Ferkans — Interactive Telecom Tutor

Why Maximum Likelihood?

Chapter 5 developed the Cramer-Rao bound as a universal benchmark for unbiased estimators but did not answer a fundamental practical question: given a parametric model and data, how do we actually produce an estimate? Sufficient statistics and Rao-Blackwellization require that we first guess an unbiased estimator. The maximum likelihood principle replaces that guesswork with a single, model-agnostic recipe — pick the parameter value that makes the observed data most probable. The recipe is astonishingly effective: under regularity it is consistent, asymptotically unbiased, asymptotically efficient, and equivariant under reparameterization. For engineering problems with moderate sample sizes and well-posed models, ML is the default frequentist estimator.

,

Definition:
Likelihood and Log-Likelihood

Let $\{f_\theta : \theta \in \Lambda\}$ be a parametric family of densities on $\mathcal{Y} \subseteq \mathbb{R}^n$ with $\Lambda \subseteq \mathbb{R}^m$ . For a fixed observation $\mathbf{y} \in \mathcal{Y}$ , the likelihood function is the map $\theta \;\longmapsto\; L_n(\theta) \;\triangleq\; f_\theta(\mathbf{y}),$ and the log-likelihood function is $\ell_n(\theta) \;\triangleq\; \log L_n(\theta) \;=\; \log f_\theta(\mathbf{y}).$ When the observations are i.i.d. with marginal $f_\theta$ , the log-likelihood is a sum of per-sample contributions, $\ell_n(\theta) \;=\; \sum_{i=1}^n \log f_\theta(y_i).$

The likelihood is not a probability density over $\theta$ : integrating $L_n(\theta)$ over $\Lambda$ need not give one.
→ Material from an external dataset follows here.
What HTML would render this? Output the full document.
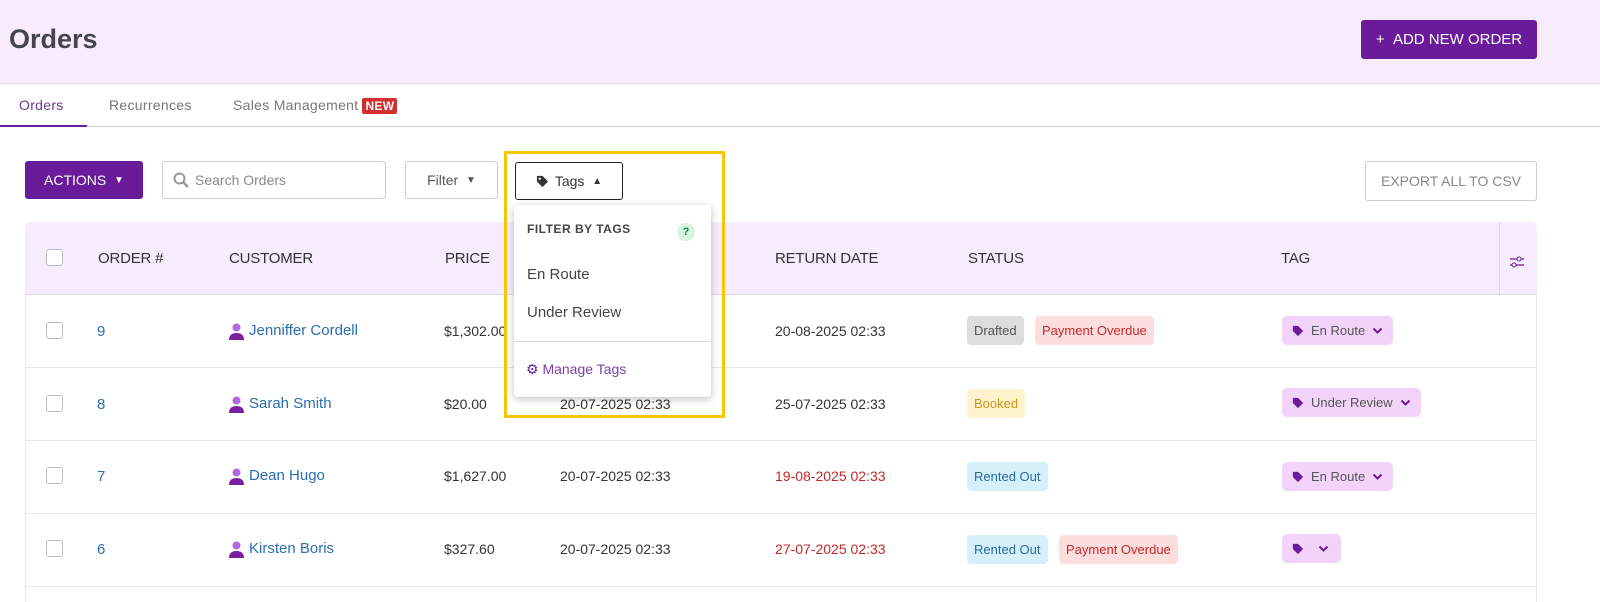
<!DOCTYPE html>
<html><head><style>
*{box-sizing:border-box;margin:0;padding:0}
body{width:1600px;height:602px;overflow:hidden;background:#fff;font-family:"Liberation Sans",sans-serif;color:#333;position:relative}
.abs{position:absolute}
.hdr{left:0;top:0;width:1600px;height:84px;background:#f7ebfd;border-bottom:1px solid #e6dcef}
.title{left:9px;top:24px;font-size:27px;font-weight:bold;color:#454550}
.add{left:1361px;top:20px;width:176px;height:39px;background:#6a1b9a;border-radius:3px;color:#fff;font-size:15px;display:flex;align-items:center;justify-content:center}
.tab{top:97px;font-size:14px;color:#777;letter-spacing:.3px}
.tabline{left:0;top:126px;width:1600px;height:1px;background:#ccc}
.new{background:#d32f2f;color:#fff;font-size:12px;font-weight:bold;padding:1px 3px;border-radius:2px;margin-left:4px}
.btn{border:1px solid #ccc;border-radius:3px;height:38px;display:flex;align-items:center;justify-content:center;font-size:14px;color:#555;background:#fff}
.th{top:250px;font-size:15px;color:#333;letter-spacing:-.2px}
.cb{width:17px;height:17px;border:1px solid #bbb;border-radius:3px;background:#fff}
.row{left:25px;width:1512px;height:1px;background:#e6e6e6}
.td{font-size:14px;color:#333}
.lnk{color:#2a6db0;font-size:15px}
.chip{height:29px;border-radius:4px;font-size:13px;display:flex;align-items:center;padding:0 7px}
.tagc{height:29px;border-radius:5px;background:#f2d4fb;color:#555;font-size:13px;display:flex;align-items:center;padding:0 10px;gap:7px}
.user{display:inline-block;vertical-align:middle;margin-right:5px}
</style></head><body>
<div class="abs hdr"></div>
<div class="abs title">Orders</div>
<div class="abs add">+&nbsp;&nbsp;ADD NEW ORDER</div>
<div class="abs tab" style="left:19px;color:#6a3c8a">Orders</div>
<div class="abs tab" style="left:109px">Recurrences</div>
<div class="abs tab" style="left:233px">Sales Management<span class="new">NEW</span></div>
<div class="abs tabline"></div>
<div class="abs" style="left:0;top:125px;width:87px;height:2px;background:#6a1b9a"></div>

<div class="abs btn" style="left:25px;top:161px;width:118px;background:#6a1b9a;border-color:#6a1b9a;color:#fff">ACTIONS&nbsp;&nbsp;<span style="font-size:10px">▼</span></div>
<div class="abs btn" style="left:162px;top:161px;width:224px;justify-content:flex-start;padding-left:10px;color:#888"><svg width="16" height="16" viewBox="0 0 16 16" style="margin-right:6px"><circle cx="6.5" cy="6.5" r="5" fill="none" stroke="#999" stroke-width="2"/><path d="M10 10l5 5" stroke="#999" stroke-width="2.5"/></svg>Search Orders</div>
<div class="abs btn" style="left:405px;top:161px;width:93px">Filter&nbsp;&nbsp;<span style="font-size:10px">▼</span></div>
<div class="abs btn" style="left:515px;top:162px;width:108px;border:1.5px solid #222;color:#333"><svg width="13" height="13" viewBox="0 0 14 14" style="margin-right:6px"><path d="M1 1h6l6 6-6 6-6-6z" fill="#333"/><circle cx="4" cy="4" r="1.2" fill="#fff"/></svg>Tags&nbsp;&nbsp;<span style="font-size:10px">▲</span></div>
<div class="abs btn" style="left:1365px;top:161px;width:172px;height:40px;color:#888">EXPORT ALL TO CSV</div>

<div class="abs" style="left:25px;top:222px;width:1512px;height:73px;background:#f6ecfd;border-radius:5px 5px 0 0;border-bottom:1px solid #e0d6ea"></div>
<div class="abs" style="left:1499px;top:222px;width:1px;height:73px;background:#e0d6ea"></div>
<div class="abs cb" style="left:46px;top:249px"></div>
<div class="abs th" style="left:98px">ORDER #</div>
<div class="abs th" style="left:229px">CUSTOMER</div>
<div class="abs th" style="left:445px">PRICE</div>
<div class="abs th" style="left:775px">RETURN DATE</div>
<div class="abs th" style="left:968px">STATUS</div>
<div class="abs th" style="left:1281px">TAG</div>
<svg class="abs" style="left:1509px;top:256px" width="16" height="12" viewBox="0 0 16 12"><path d="M1 3h14M1 9h14" stroke="#6a1b9a" stroke-width="1.3"/><circle cx="10" cy="3" r="2" fill="#fff" stroke="#6a1b9a"/><circle cx="5" cy="9" r="2" fill="#fff" stroke="#6a1b9a"/></svg>

<div class="abs row" style="top:367px"></div>
<div class="abs row" style="top:440px"></div>
<div class="abs row" style="top:513px"></div>
<div class="abs row" style="top:586px"></div>
<div class="abs" style="left:1536px;top:295px;width:1px;height:307px;background:#e6e6e6"></div>
<div class="abs" style="left:25px;top:295px;width:1px;height:307px;background:#e6e6e6"></div>

<!-- rows -->
<div class="abs cb" style="left:46px;top:322px"></div>
<div class="abs lnk" style="left:97px;top:323px">9</div>
<div class="abs lnk" style="left:229px;top:322px"><svg class="user" width="15" height="17" viewBox="0 0 15 17"><circle cx="7.5" cy="4.5" r="4" fill="#b06ae0"/><path d="M0 17c0-5 3-7 7.5-7s7.5 2 7.5 7z" fill="#7b1fa2"/></svg>Jenniffer Cordell</div>
<div class="abs td" style="left:444px;top:323px">$1,302.00</div>
<div class="abs td" style="left:775px;top:323px">20-08-2025 02:33</div>
<div class="abs chip" style="left:967px;top:316px;background:#ddd;color:#555">Drafted</div>
<div class="abs chip" style="left:1035px;top:316px;background:#fddede;color:#c62828">Payment Overdue</div>
<div class="abs tagc" style="left:1282px;top:316px"><svg width="12" height="12" viewBox="0 0 14 14"><path d="M1 1h6l6 6-6 6-6-6z" fill="#6a1b9a"/></svg>En Route<svg width="11" height="8" viewBox="0 0 11 8"><path d="M1.5 1.5l4 4 4-4" fill="none" stroke="#6a1b9a" stroke-width="2"/></svg></div>

<div class="abs cb" style="left:46px;top:395px"></div>
<div class="abs lnk" style="left:97px;top:396px">8</div>
<div class="abs lnk" style="left:229px;top:395px"><svg class="user" width="15" height="17" viewBox="0 0 15 17"><circle cx="7.5" cy="4.5" r="4" fill="#b06ae0"/><path d="M0 17c0-5 3-7 7.5-7s7.5 2 7.5 7z" fill="#7b1fa2"/></svg>Sarah Smith</div>
<div class="abs td" style="left:444px;top:396px">$20.00</div>
<div class="abs td" style="left:560px;top:396px">20-07-2025 02:33</div>
<div class="abs td" style="left:775px;top:396px">25-07-2025 02:33</div>
<div class="abs chip" style="left:967px;top:389px;background:#fff3cd;color:#c8961e">Booked</div>
<div class="abs tagc" style="left:1282px;top:388px"><svg width="12" height="12" viewBox="0 0 14 14"><path d="M1 1h6l6 6-6 6-6-6z" fill="#6a1b9a"/></svg>Under Review<svg width="11" height="8" viewBox="0 0 11 8"><path d="M1.5 1.5l4 4 4-4" fill="none" stroke="#6a1b9a" stroke-width="2"/></svg></div>

<div class="abs cb" style="left:46px;top:467px"></div>
<div class="abs lnk" style="left:97px;top:468px">7</div>
<div class="abs lnk" style="left:229px;top:467px"><svg class="user" width="15" height="17" viewBox="0 0 15 17"><circle cx="7.5" cy="4.5" r="4" fill="#b06ae0"/><path d="M0 17c0-5 3-7 7.5-7s7.5 2 7.5 7z" fill="#7b1fa2"/></svg>Dean Hugo</div>
<div class="abs td" style="left:444px;top:468px">$1,627.00</div>
<div class="abs td" style="left:560px;top:468px">20-07-2025 02:33</div>
<div class="abs td" style="left:775px;top:468px;color:#c62828">19-08-2025 02:33</div>
<div class="abs chip" style="left:967px;top:462px;background:#d6f0fa;color:#2a6d9a">Rented Out</div>
<div class="abs tagc" style="left:1282px;top:462px"><svg width="12" height="12" viewBox="0 0 14 14"><path d="M1 1h6l6 6-6 6-6-6z" fill="#6a1b9a"/></svg>En Route<svg width="11" height="8" viewBox="0 0 11 8"><path d="M1.5 1.5l4 4 4-4" fill="none" stroke="#6a1b9a" stroke-width="2"/></svg></div>

<div class="abs cb" style="left:46px;top:540px"></div>
<div class="abs lnk" style="left:97px;top:541px">6</div>
<div class="abs lnk" style="left:229px;top:540px"><svg class="user" width="15" height="17" viewBox="0 0 15 17"><circle cx="7.5" cy="4.5" r="4" fill="#b06ae0"/><path d="M0 17c0-5 3-7 7.5-7s7.5 2 7.5 7z" fill="#7b1fa2"/></svg>Kirsten Boris</div>
<div class="abs td" style="left:444px;top:541px">$327.60</div>
<div class="abs td" style="left:560px;top:541px">20-07-2025 02:33</div>
<div class="abs td" style="left:775px;top:541px;color:#c62828">27-07-2025 02:33</div>
<div class="abs chip" style="left:967px;top:535px;background:#d6f0fa;color:#2a6d9a">Rented Out</div>
<div class="abs chip" style="left:1059px;top:535px;background:#fddede;color:#c62828">Payment Overdue</div>
<div class="abs tagc" style="left:1282px;top:534px;width:59px;gap:14px"><svg width="12" height="12" viewBox="0 0 14 14"><path d="M1 1h6l6 6-6 6-6-6z" fill="#6a1b9a"/></svg><svg width="11" height="8" viewBox="0 0 11 8"><path d="M1.5 1.5l4 4 4-4" fill="none" stroke="#6a1b9a" stroke-width="2"/></svg></div>

<!-- dropdown -->
<div class="abs" style="left:514px;top:205px;width:197px;height:192px;background:#fff;border-radius:4px;box-shadow:0 2px 8px rgba(0,0,0,.25)">
 <div class="abs" style="left:13px;top:17px;font-size:12px;font-weight:bold;color:#444;letter-spacing:.5px">FILTER BY TAGS</div>
 <div class="abs" style="left:163px;top:18px;width:18px;height:18px;border-radius:50%;background:#d5f5e3;color:#1e8449;font-size:11px;font-weight:bold;text-align:center;line-height:18px">?</div>
 <div class="abs" style="left:13px;top:61px;font-size:15px;color:#444">En Route</div>
 <div class="abs" style="left:13px;top:99px;font-size:15px;color:#444">Under Review</div>
 <div class="abs" style="left:0;top:136px;width:197px;height:1px;background:#ddd"></div>
 <div class="abs" style="left:12px;top:156px;font-size:14px;color:#7b3fa0"><span style="color:#6a1b9a">⚙</span> Manage Tags</div>
</div>
<div class="abs" style="left:504px;top:151px;width:221px;height:267px;border:3px solid #f7c600"></div>
</body></html>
It is simply the value of the sampling density evaluated at the observed data, viewed as a function of the parameter.

Definition:
Maximum Likelihood Estimator

The maximum likelihood estimator (MLE) is any maximizer of the likelihood: $g_{\text{ml}}(\mathbf{y}) \;=\; \arg\max_{\theta \in \Lambda}\; f_\theta(\mathbf{y}) \;=\; \arg\max_{\theta \in \Lambda}\; \ell_n(\theta).$ When the maximum is attained in the interior of $\Lambda$ and $\ell_n$ is differentiable, the MLE satisfies the score equation $\nabla_\theta \ell_n(\theta) \;\Big|_{\theta = g_{\text{ml}}(\mathbf{y})} \;=\; \mathbf{0}.$

The MLE is defined up to ties: if several parameters achieve the same maximum likelihood, the definition is ambiguous. In practice, ties arise only on sets of measure zero for continuous models with identifiable parameters.

,

Definition:
Score Function

The score function for a single observation $Y$ is the parameter gradient of the log-density, $s(\theta; y) \;\triangleq\; \nabla_\theta \log f_\theta(y),$ and for the full sample $\mathbf{y} = (y_1, \ldots, y_n)$ the total score is $s_n(\theta; \mathbf{y}) = \sum_{i=1}^n s(\theta; y_i)$ .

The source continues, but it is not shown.